Sir Ken Robinson delighted an over-capacity crowd last night. Here is a bouillon version of some of his major points.
We are alive in a time of revolution caused by the rapid rate of change in two major forces: technology and population.
He invited us to think about life 50 years ago and the technology tools available to most of us alive then: record player, radio, television, telephone. Compare this to the number of devices available at Best Buy. The inovations available in the past ten years are exponentially greater than those of the 1950′s. The rate of change in these innovations alters the very context of our lives.
The second major force is population growth. There have never been so many humans alive at the same time on this planet. And the numbers are still growing. As with all change, the challenge to any species (us) is to adapt.
Speaking primarily in the context of education, Sir Ken Robinson called for change in our national educational system that focuses on standardization and conformity rather than personalized education that is customized to prepare and motivate the imaginations all children (people) have, the creativity that all children (people) can cultivate, and the innovation that revolutionary rates of change demand if children (people) are to adapt and thrive.

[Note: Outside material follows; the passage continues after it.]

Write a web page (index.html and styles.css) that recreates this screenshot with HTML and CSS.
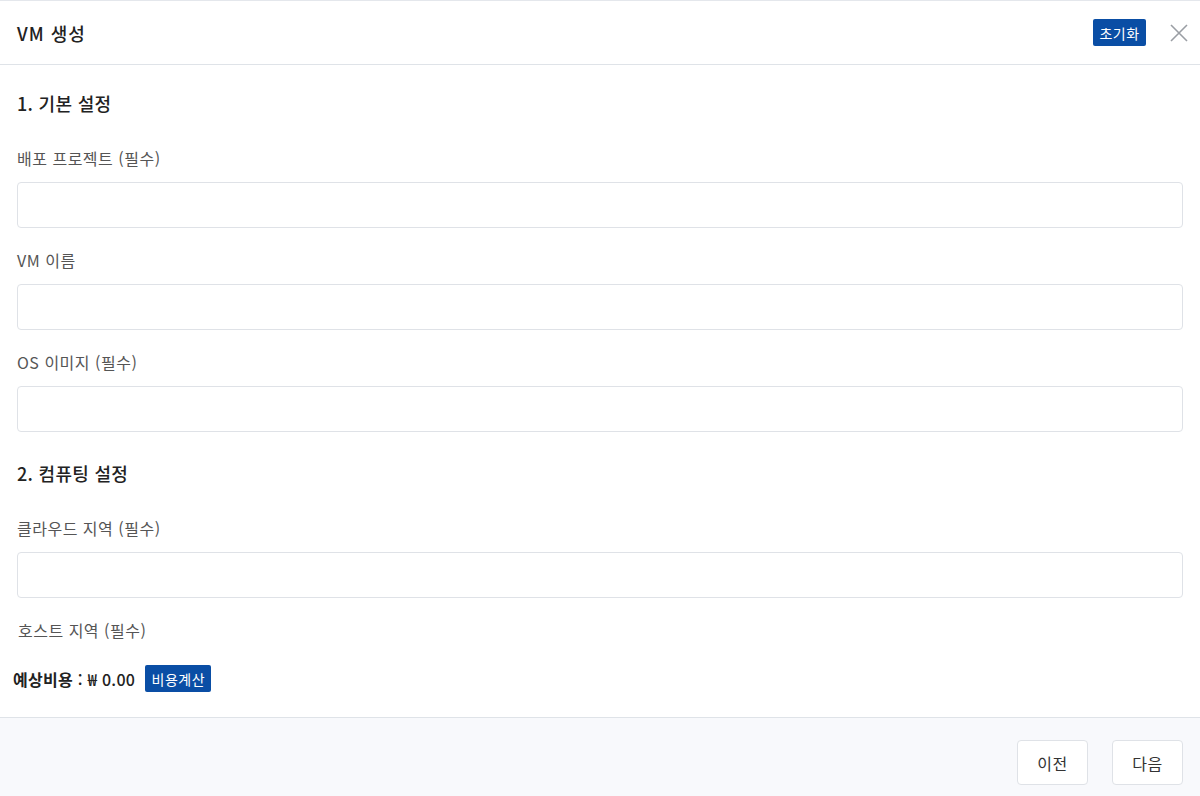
FILE: index.html
```html
<!DOCTYPE html>
<html lang="ko">
<head>
<meta charset="utf-8">
<title>VM 생성</title>
<link rel="stylesheet" href="styles.css">
</head>
<body>
<div class="modal">
  <div class="modal-header">
    <h1 class="modal-title">VM 생성</h1>
    <div class="header-actions">
      <button class="btn-primary btn-reset">초기화</button>
      <button class="btn-close" aria-label="닫기">
        <svg width="18" height="18" viewBox="0 0 18 18"><path d="M1 1 L17 17 M17 1 L1 17" stroke="#9a9ea4" stroke-width="1.6" fill="none"/></svg>
      </button>
    </div>
  </div>
  <div class="modal-body">
    <h2 class="section-title">1. 기본 설정</h2>
    <div class="field">
      <label class="field-label">배포 프로젝트 (필수)</label>
      <div class="field-input"></div>
    </div>
    <div class="field">
      <label class="field-label">VM 이름</label>
      <div class="field-input"></div>
    </div>
    <div class="field">
      <label class="field-label">OS 이미지 (필수)</label>
      <div class="field-input"></div>
    </div>
    <h2 class="section-title second">2. 컴퓨팅 설정</h2>
    <div class="field">
      <label class="field-label">클라우드 지역 (필수)</label>
      <div class="field-input"></div>
    </div>
    <div class="field">
      <label class="field-label host">호스트 지역 (필수)</label>
    </div>
    <div class="cost-row">
      <span class="cost-text"><strong>예상비용</strong> : ₩ 0.00</span>
      <button class="btn-primary btn-calc">비용계산</button>
    </div>
  </div>
  <div class="modal-footer">
    <button class="btn-outline">이전</button>
    <button class="btn-outline">다음</button>
  </div>
</div>
</body>
</html>
```
FILE: styles.css
```css
* { box-sizing: border-box; }
html, body {
  margin: 0;
  padding: 0;
  background: #ffffff;
}
body {
  font-family: "Noto Sans CJK KR", "Noto Sans", sans-serif;
  color: #222;
}
.modal {
  width: 1200px;
  height: 796px;
  display: flex;
  flex-direction: column;
  border-top: 1px solid #e4e7ec;
}
.modal-header {
  height: 65px;
  display: flex;
  align-items: center;
  justify-content: space-between;
  padding: 0 12px 0 17px;
  border-bottom: 1px solid #dfe3e8;
}
.modal-title {
  margin: 0;
  font-size: 18px;
  font-weight: 500;
  letter-spacing: 1px;
  color: #222;
  line-height: 24px;
}
.header-actions {
  display: flex;
  align-items: center;
  gap: 24px;
}
.btn-primary {
  background: #0a4ea5;
  color: #fff;
  border: none;
  border-radius: 2px;
  font-family: inherit;
  font-size: 14px;
  line-height: 18px;
  letter-spacing: 0.5px;
  height: 27px;
  cursor: pointer;
}
.btn-reset { width: 53px; padding: 0; }
.btn-close {
  background: none;
  border: none;
  padding: 0;
  width: 18px;
  height: 18px;
  display: flex;
  margin-top: 1px;
  cursor: pointer;
}
.modal-body {
  flex: 1;
  padding: 26px 17px 25px 17px;
  display: flex;
  flex-direction: column;
}
.section-title {
  margin: 0;
  font-size: 18px;
  font-weight: 500;
  line-height: 24px;
  letter-spacing: 0.3px;
  color: #222;
}
.section-title.second { margin-top: 29px; }
.field {
  margin-top: 22px;
  display: flex;
  flex-direction: column;
}
.section-title + .field { margin-top: 33px; }
.field-label {
  font-size: 16px;
  line-height: 20px;
  letter-spacing: 0.5px;
  color: #555;
  margin-bottom: 14px;
}
.field-label.host { margin-bottom: 0; padding-left: 1px; }
.field-input {
  height: 46px;
  border: 1px solid #dfe2e7;
  border-radius: 4px;
  background: #fff;
}
.cost-row {
  margin-top: 25px;
  margin-left: -4px;
  display: flex;
  align-items: center;
  gap: 10px;
}
.cost-text {
  font-size: 16px;
  font-weight: 500;
  letter-spacing: 0.3px;
  color: #222;
  line-height: 20px;
}
.cost-text strong { font-weight: 700; }
.btn-calc { width: 66px; padding: 0; }
.modal-footer {
  height: 79px;
  border-top: 1px solid #dfe3e8;
  background: #f8f9fc;
  display: flex;
  justify-content: flex-end;
  align-items: flex-start;
  padding: 22px 17px 0 0;
  gap: 24px;
}
.btn-outline {
  width: 71px;
  height: 45px;
  background: #fff;
  border: 1px solid #dfe2e7;
  border-radius: 4px;
  font-family: inherit;
  font-size: 16px;
  letter-spacing: 0.5px;
  color: #333;
  cursor: pointer;
}
```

He encouraged adults and children to find what it is that each of us is particularly drawn to, passionate about, the thing(s) we naturally do well – and to cultivate that activity. Not to ponder it, not to dream about it, but to do it. It is by the actions of each person, cultivating and practicing his or her particular creativity, that we can meet the human needs of the present and the future.
I warned you at the top that this was a bouillon version of my major take aways. I’ve captured none of Sir Ken’s wit, and that is a shame. Read his books: Out of Our Minds and The Element. Check out his TED talks.
Many Trinity School people were in the crowd. What would you add to the conversation?